A prescindere dalla distribuzione delle responsabilità tra la gestione-Colangelo, quella di Elton Brand e la guida tecnica di coach Brown, quello che i 76ers hanno dimostrato è che, anche con solide fondamenta, la differenza tra “audacia” e “arroganza”, in NBA, fa la differenza.
Audace, coraggioso e per certi versi sportivamente “deprimente” era stato il disegno di Sam Hinkie, allontanato malamente da Philadelphia nonostante le sue idee estreme avessero sostanzialmente lasciato in eredità tre top-top-pick, ovvero Joel Embiid, Ben Simmons e Markelle Fultz. Con intorno un nucleo di giocatori da sviluppare, individualmente e collettivamente, per arrivare ad avere un roster competitivo per il titolo nel medio termine.
“Medio termine”, però, è diventato troppo poco per il front office dei Sixers. La progettualità e la pazienza hanno presto lasciato spazio alla fretta. E l’ambizione si è trasformata in arroganza.

Partendo dalle fondamenta faticosamente costruite per anni – decisamente solide da un punto di vista progettuale, a prescindere dalla (non) bontà della scelta di Fultz – Philadelphia è entrata in una disperata “win-now mode”.
Come? Sacrificando i propri asset e riducendo vertiginosamente la propria finestra temporale in cui essere competitivi, pur di provare a vincere subito. Errori da un punto di vista progettuale e tecnico hanno portato a trade e firme di stelle, ma prima ancora di nomi, come Jimmy Butler, Tobias Harris, Al Horford. Senza un vero progetto tecnico, né il tempo per svilupparlo.

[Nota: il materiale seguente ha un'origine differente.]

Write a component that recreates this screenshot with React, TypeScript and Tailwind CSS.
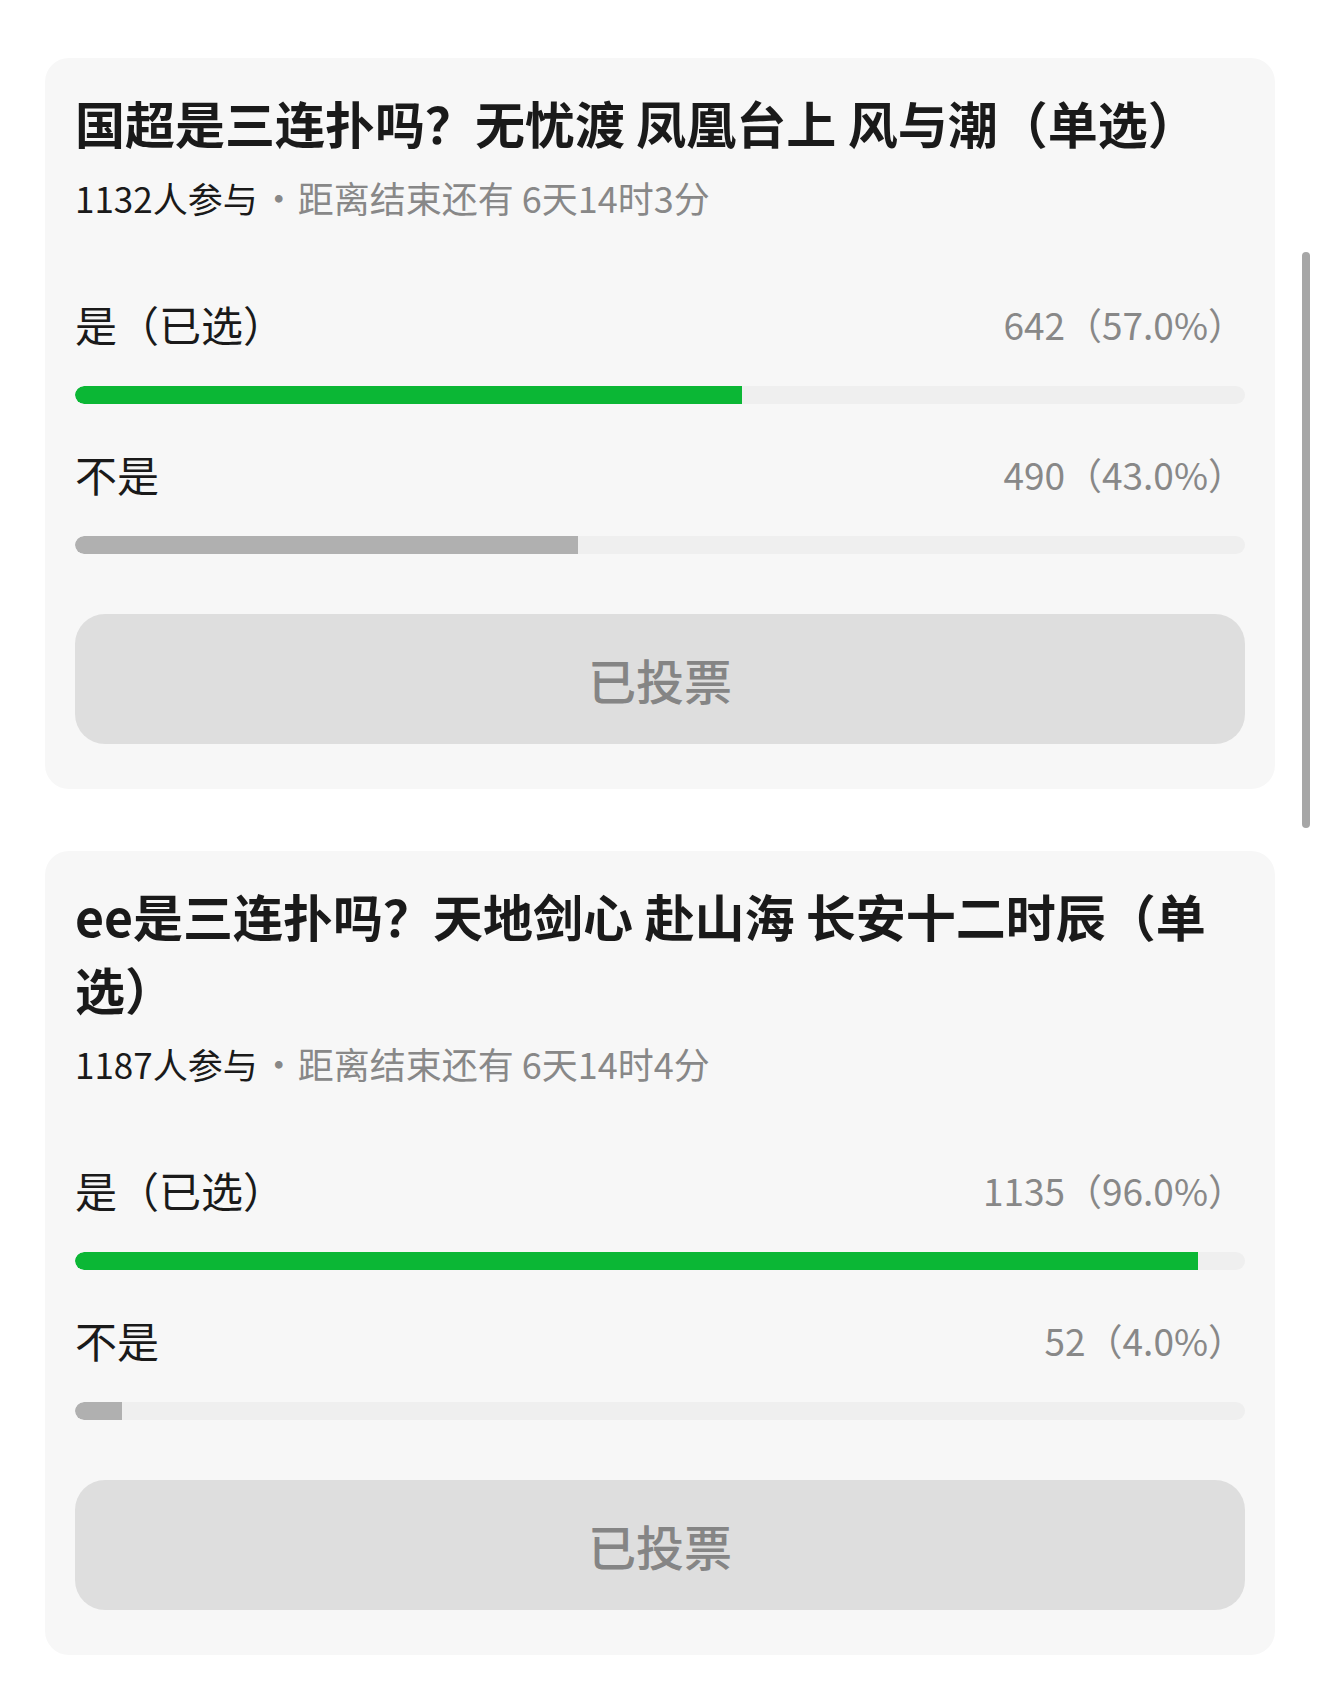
import React from "react";

type Option = {
  label: string;
  selected?: boolean;
  count: number;
  percent: number;
};

type Poll = {
  title: string;
  joined: number;
  remain: string;
  options: Option[];
};

const POLLS: Poll[] = [
  {
    title: "国超是三连扑吗？无忧渡 凤凰台上 风与潮（单选）",
    joined: 1132,
    remain: "距离结束还有 6天14时3分",
    options: [
      { label: "是", selected: true, count: 642, percent: 57 },
      { label: "不是", count: 490, percent: 43 },
    ],
  },
  {
    title: "ee是三连扑吗？天地剑心 赴山海 长安十二时辰（单选）",
    joined: 1187,
    remain: "距离结束还有 6天14时4分",
    options: [
      { label: "是", selected: true, count: 1135, percent: 96 },
      { label: "不是", count: 52, percent: 4 },
    ],
  },
];

function OptionRow({ option, first }: { option: Option; first: boolean }) {
  return (
    <div className={first ? "mt-[78px]" : "mt-[46px]"}>
      <div className="flex items-center justify-between leading-[48px]">
        <span className="text-[42px] text-[#1a1a1a]">
          {option.label}
          {option.selected && <span>（已选）</span>}
        </span>
        <span className="text-[37px] text-[#888888]">
          {option.count}（{option.percent.toFixed(1)}%）
        </span>
      </div>
      <div className="mt-[38px] h-[18px] rounded-full bg-[#efefef] overflow-hidden">
        <div
          className={
            option.selected
              ? "h-full rounded-l-full bg-[#0bb735]"
              : "h-full rounded-l-full bg-[#b0b0b0]"
          }
          style={{ width: `${option.percent}%` }}
        />
      </div>
    </div>
  );
}

function PollCard({ poll }: { poll: Poll }) {
  return (
    <div className="rounded-[24px] bg-[#f7f7f7] px-[30px] pt-[28px] pb-[45px]">
      {/* Title */}
      <h2 className="text-[50px] leading-[73px] font-bold text-[#1a1a1a]">
        {poll.title}
      </h2>

      {/* Meta */}
      <p className="mt-[14px] text-[36px] leading-[48px] text-[#888888]">
        <span className="text-[35px] text-[#1a1a1a]">{poll.joined}人参与</span>
        <span className="pl-[3px] pr-[1px]">·</span>
        {poll.remain}
      </p>

      {/* Options */}
      {poll.options.map((o, i) => (
        <OptionRow key={o.label} option={o} first={i === 0} />
      ))}

      {/* Button */}
      <div className="mt-[60px] flex h-[130px] items-center justify-center rounded-[30px] bg-[#dedede]">
        <span className="text-[48px] font-medium text-[#858585]">已投票</span>
      </div>
    </div>
  );
}

export default function App() {
  return (
    <div
      className="relative min-h-[1683px] w-[1320px] bg-white px-[45px] pt-[58px]"
      style={{ fontFamily: '"Noto Sans CJK SC", "Noto Sans", sans-serif' }}
    >
      <div className="flex flex-col gap-[62px]">
        {POLLS.map((p) => (
          <PollCard key={p.joined} poll={p} />
        ))}
      </div>

      {/* scrollbar overlay */}
      <div className="absolute left-[1302px] top-[252px] h-[576px] w-[8px] rounded-full bg-[#a6a6a6]" />
    </div>
  );
}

Negli scorsi Playoffs, i Sixers – guidati dalla leadership di Butler (quella che Embiid non ha mai dimostrato di avere) e con un tiratore come JJ Redick ad esaltare le qualità dei singoli – sono stati la miglior versione di loro stessi. Si sono infranti contro il destino di una squadra, i Raptors, che si trovava anch’essa in “win-now mode”. Ma che era arrivata a quel punto con una mossa audace – e non arrogante – di Masai Ujiri: la trade per Leonard, ovviamente. Una mossa coraggiosa, senza un domani in caso di fallimento, ma poggiata su un progetto da portare a compimento e soprattutto su idee tecniche precise. Quelle che i Sixers non hanno mai realmente avuto in questi anni.
Ora, però, il tempo potrebbe essere finito. Un’altra sconfitta con i Celtics – già in Gara 4? – e poi un’off-season che ancora una volta potrebbe essere molto turbolenta. Stavolta, però, l’unica via d’uscita sarà rompere il giocattolo e accettare che ci vorrà del tempo per ricostruirlo, considerando che gli indesiderabili contratti di Horford ed Harris saranno difficili da spostare senza compiere dei sacrifici.
Non è un’assurdità pensare che Embiid e Simmons l’anno prossimo non giocheranno più insieme per i Sixers. Sembra, anzi, una svolta obbligata per dare vita a un progetto che necessita di nuove fondamenta.
Quello che è assurdo, invece, è pensare che questa fretta, Phila, se l’è messa da sola. Andando in controtendenza rispetto al resto dell’NBA, in ogni senso: sia per il quintetto gigantesco e decisamente poco moderno su cui hanno puntato quest’anno, sia per l’all-in iniziato due anni fa, in un periodo in cui la lega veniva dominata da una delle squadre, i Warriors ovviamente, più forti di tutti i tempi.
Ora i Sixers hanno il vuoto davanti.
Per fare luce, dovranno mettere da parte l’arroganza, tornare ad avere pazienza e soprattutto rimettere le idee tecniche al centro del progetto.